Lea Garofalo, per i giudici fu la vendetta di Cosco: «Voleva cancellarla dalla faccia della terra»
Cronaca Lombardia

Lea Garofalo, per i giudici fu la vendetta di Cosco: «Voleva cancellarla dalla faccia della terra»

martedì 20 agosto, 2013

MILANO, 20 AGOSTO 2013 - Come si legge nelle motivazioni appena depositate della sentenza dei giudici della prima Corte d’assise d’appello - presieduta da Anna Conforti - che tre mesi fa ha confermato quattro ergastoli a Carlo Cosco, 43 anni, per l’omicidio ex compagna Lea Garofalo, l’uomo: «Aveva un unico obiettivo: cancellarla dalla faccia della terra, non solo uccidendola, ma anche disperdendone ogni traccia materiale».

Quindi Cosco, non uccise Lea (36 anni) preso da un raptus - come ha confessato nell’aula del processo – ma perché, dopo che l’ex compagna lo aveva abbandonato – mentre lui era in carcere – portandosi via anche la figlia Denise: «In una situazione di così esacerbato rancore per l’abbandono impostogli, per l’orgoglio ferito (...) la scelta collaborativa di Lea non può che avere svolto una funzione moltiplicatrice. Carlo evoca l’elaborazione del progetto omicidiario, la sua illustrazione agli esecutori materiali, l’assegnazione dei compiti», nelle motivazioni della sentenza si legge ancora: «Cosco non ha mai accettato le scelte trasgressive - sia rispetto alla vita familiare, sia rispetto a quelle imperanti in ambito criminale, tanto più se contiguo, come nel caso concreto, a una associazione di stampo mafioso - di Lea Garofalo e ha, anzi, maturato e coltivato per anni un odio profondo nei confronti della stessa». [MORE]

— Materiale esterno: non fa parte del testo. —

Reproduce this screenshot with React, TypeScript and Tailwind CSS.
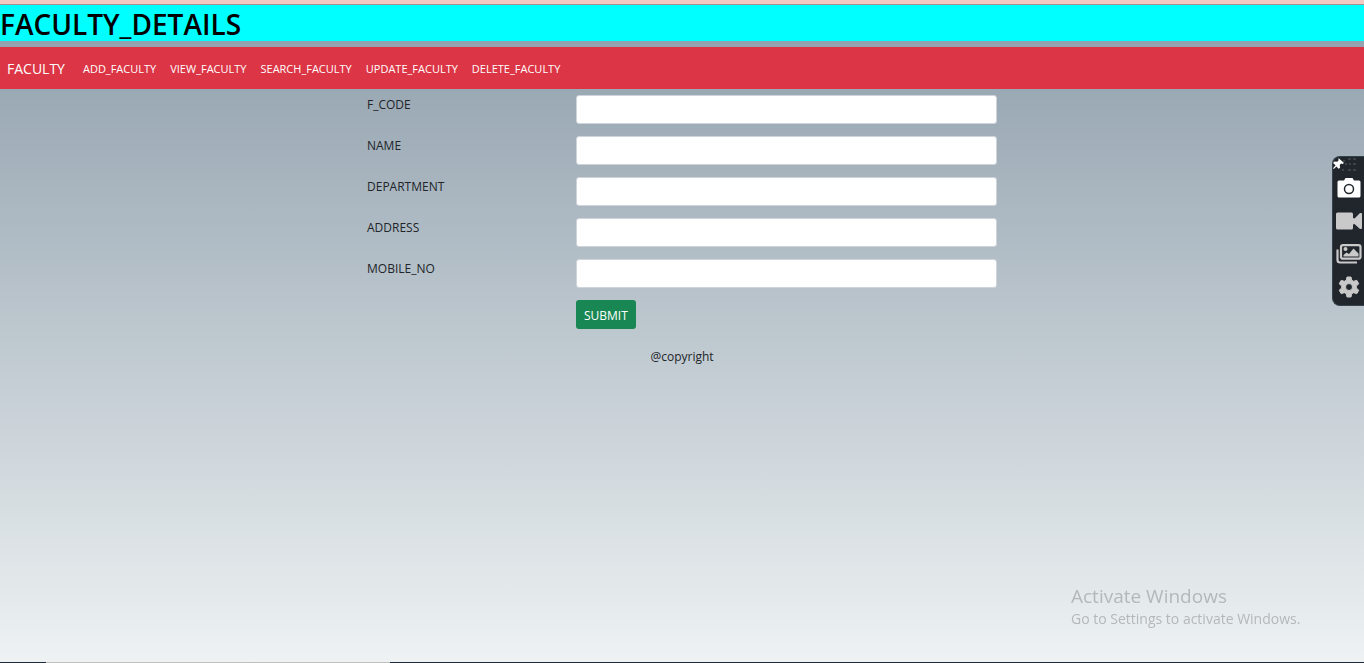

Dunque, Cosco non partecipa attivamente all’omicidio, uccidendola in prima persona, tuttavia – per i giudici - mente nel tentativo impossibile di limitare la sua responsabilità di mandante di un omicidio premeditato da anni. Inoltre, sempre secondo i giudici non è del tutto convincente neanche il racconto del pentito Carmine Venturino, 25 anni - il più giovane dei condannati all’ergastolo in primo grado - che poi collaborando con gli inquirenti ha reso possibile il ritrovamento nel tombino di un capannone gli ultimi resti di Lea, il cui cadavere venne fatto bruciare per due giorni. Puntualizza la sentenza: «Troppo repentina l’inversione di rotta attuata» con la confessione da Venturino, che pure rivendica i suoi legami con i Cosco, rappresentandosi come servo fedele e grato». Per i giudici la scelta di Venturino potrebbe «essere figlia di accordi interni all’intero gruppo di imputati per salvare il salvabile».

Infine, la Corte finisce per ammettere che «di fatto le modalità di esecuzione dell’omicidio restano sconosciute e neppure quelle di distruzione del cadavere possono dirsi certe», nonostante ciò, le prove individuate dal processo di primo grado sono solide, concludendo che: «L’asserita indifferenza di Carlo Cosco verso le scelte di vita di Lea è, oltre che surreale, smentita dalle plurime risultanze probatorie. L’imputato appartiene a una sottocultura che non è incline a tollerare lo svilimento della figura maschile e del suo ruolo primario all’interno della coppia da parte di una donna».